本計画が災害科学の一部として機能すべきであるという観点から、理学だけではなく工学、人文・社会科学などの関連研究分野との連携を図る。近代的な観測の行われた期間は、地震や火山噴火現象の推移を理解して予測するには短すぎることから、過去の事例を調査する歴史災害研究を行うことが不可欠であり、歴史学や考古学との連携は重要である。また、成果が効果的に防災・減災に役立てられるようにするには、防災研究分野との連携も必要である。これらの観点から、地震・火山災害の軽減という課題を解決するための総合的かつ学際的研究を推進する体制を構築する。

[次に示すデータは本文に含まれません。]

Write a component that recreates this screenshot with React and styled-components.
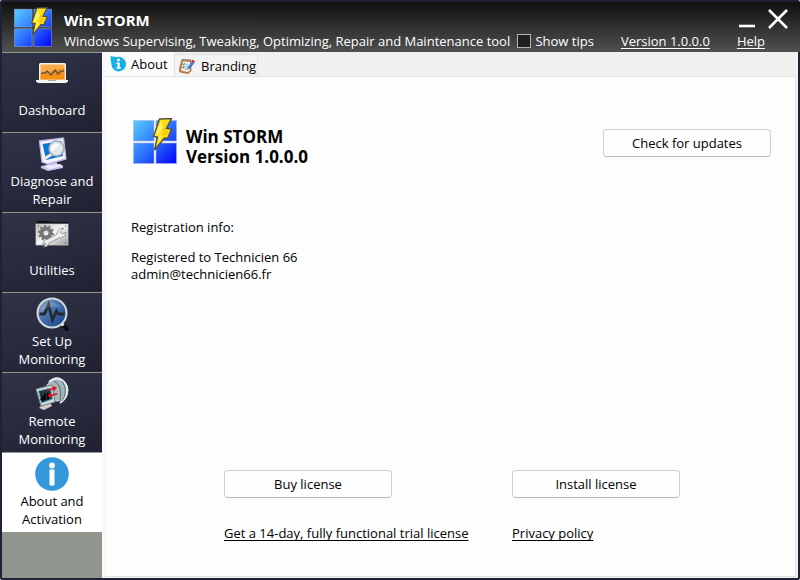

地震・火山噴火の発生予測の方法の構築とその検証には、世代を超えた継続的な観測研究の推進とそれを支える人材育成が不可欠である。また、物理学、化学のような基礎的な学術分野だけでなく、地質学、地形学、歴史学などのフィールド調査が重要な分野や数値計算技術、観測技術開発などの科学技術まで幅広い知識が必要であり、若手研究者の育成は極めて重要である。さらに、地震科学や火山科学の基礎知識を習得したものが防災・科学技術に関わる行政、企業、教育機関に携わることも重要である。このような観点から、複数の教育・行政機関が連携し、観測研究を生かした教育活動を継続して、若手研究者・技術者、防災業務、防災対応に携わる人材の育成を行う。
関連機関が協力して、災害の根本原因である地震や火山噴火に関する研究成果を社会に分かりやすく伝えるための取組を強化し、社会との共通理解の醸成をはかる。なお、その基礎として学校教育、社会教育などで、体系的で創造的な防災教育を行う取組を強化する必要がある。また、地震や火山噴火に関して社会に発信する災害情報の在り方についても広い視点で検討する。
大規模な地震・津波、火山災害は、世界各地で発生することから、国際的な防災・研究機関と連携を強める。特に、低頻度の災害の研究を推進するためには、日本だけでなく海外の他の地域の事例も研究する必要があることから、国際的な共同研究を行う体制を整備する。さらに、災害科学の先進国である我が国の責務として、開発途上国における地震・火山災害の防止・軽減に貢献する体制の維持・整備を行う。